| WHAT TO DO |
Without the pictures, output the lines of the material from the very first through the one that holds "Dependencies Resolved".

___

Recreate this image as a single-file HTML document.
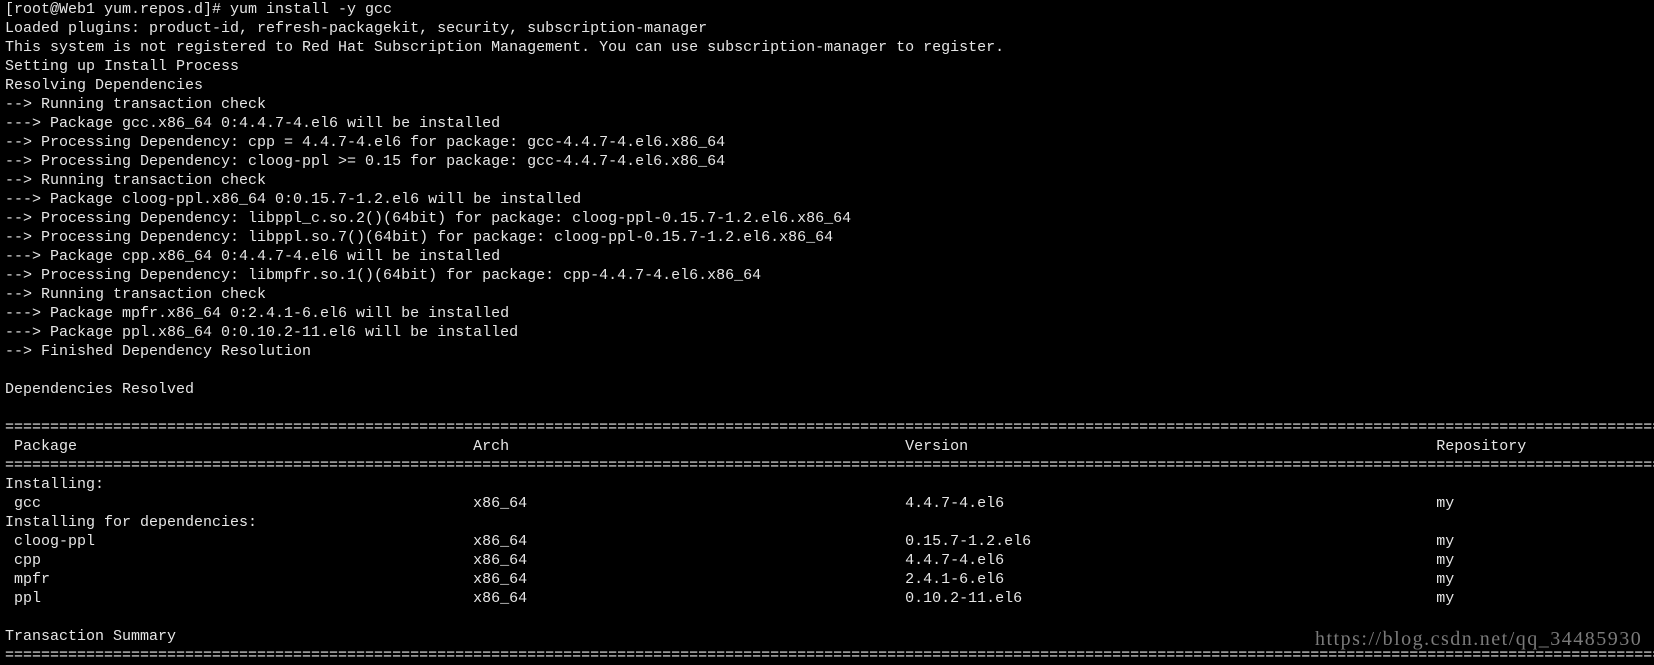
<!DOCTYPE html>
<html><head><meta charset="utf-8"><style>
html,body{margin:0;padding:0;background:#000;width:1654px;height:660px;overflow:hidden}
pre{margin:0;position:absolute;left:5px;top:0;font-family:"Liberation Mono",monospace;font-size:15px;line-height:19px;color:#e6e6e6;white-space:pre}
.wm{position:absolute;left:1315px;top:628px;font-family:"Liberation Serif",serif;font-size:20px;color:#7a7a7a;letter-spacing:1.5px}
</style></head><body>
<pre>[root@Web1 yum.repos.d]# yum install -y gcc
Loaded plugins: product-id, refresh-packagekit, security, subscription-manager
This system is not registered to Red Hat Subscription Management. You can use subscription-manager to register.
Setting up Install Process
Resolving Dependencies
--> Running transaction check
---> Package gcc.x86_64 0:4.4.7-4.el6 will be installed
--> Processing Dependency: cpp = 4.4.7-4.el6 for package: gcc-4.4.7-4.el6.x86_64
--> Processing Dependency: cloog-ppl >= 0.15 for package: gcc-4.4.7-4.el6.x86_64
--> Running transaction check
---> Package cloog-ppl.x86_64 0:0.15.7-1.2.el6 will be installed
--> Processing Dependency: libppl_c.so.2()(64bit) for package: cloog-ppl-0.15.7-1.2.el6.x86_64
--> Processing Dependency: libppl.so.7()(64bit) for package: cloog-ppl-0.15.7-1.2.el6.x86_64
---> Package cpp.x86_64 0:4.4.7-4.el6 will be installed
--> Processing Dependency: libmpfr.so.1()(64bit) for package: cpp-4.4.7-4.el6.x86_64
--> Running transaction check
---> Package mpfr.x86_64 0:2.4.1-6.el6 will be installed
---> Package ppl.x86_64 0:0.10.2-11.el6 will be installed
--> Finished Dependency Resolution

Dependencies Resolved

=========================================================================================================================================================================================
 Package                                            Arch                                            Version                                                    Repository
=========================================================================================================================================================================================
Installing:
 gcc                                                x86_64                                          4.4.7-4.el6                                                my
Installing for dependencies:
 cloog-ppl                                          x86_64                                          0.15.7-1.2.el6                                             my
 cpp                                                x86_64                                          4.4.7-4.el6                                                my
 mpfr                                               x86_64                                          2.4.1-6.el6                                                my
 ppl                                                x86_64                                          0.10.2-11.el6                                              my

Transaction Summary
=========================================================================================================================================================================================</pre>
<div class="wm">https://blog.csdn.net/qq_34485930</div>
</body></html>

___

| FINAL ANSWER |
Recreate this image as a single-file HTML document.
<!DOCTYPE html>
<html><head><meta charset="utf-8"><style>
html,body{margin:0;padding:0;background:#000;width:1654px;height:660px;overflow:hidden}
pre{margin:0;position:absolute;left:5px;top:0;font-family:"Liberation Mono",monospace;font-size:15px;line-height:19px;color:#e6e6e6;white-space:pre}
.wm{position:absolute;left:1315px;top:628px;font-family:"Liberation Serif",serif;font-size:20px;color:#7a7a7a;letter-spacing:1.5px}
</style></head><body>
<pre>[root@Web1 yum.repos.d]# yum install -y gcc
Loaded plugins: product-id, refresh-packagekit, security, subscription-manager
This system is not registered to Red Hat Subscription Management. You can use subscription-manager to register.
Setting up Install Process
Resolving Dependencies
--> Running transaction check
---> Package gcc.x86_64 0:4.4.7-4.el6 will be installed
--> Processing Dependency: cpp = 4.4.7-4.el6 for package: gcc-4.4.7-4.el6.x86_64
--> Processing Dependency: cloog-ppl >= 0.15 for package: gcc-4.4.7-4.el6.x86_64
--> Running transaction check
---> Package cloog-ppl.x86_64 0:0.15.7-1.2.el6 will be installed
--> Processing Dependency: libppl_c.so.2()(64bit) for package: cloog-ppl-0.15.7-1.2.el6.x86_64
--> Processing Dependency: libppl.so.7()(64bit) for package: cloog-ppl-0.15.7-1.2.el6.x86_64
---> Package cpp.x86_64 0:4.4.7-4.el6 will be installed
--> Processing Dependency: libmpfr.so.1()(64bit) for package: cpp-4.4.7-4.el6.x86_64
--> Running transaction check
---> Package mpfr.x86_64 0:2.4.1-6.el6 will be installed
---> Package ppl.x86_64 0:0.10.2-11.el6 will be installed
--> Finished Dependency Resolution

Dependencies Resolved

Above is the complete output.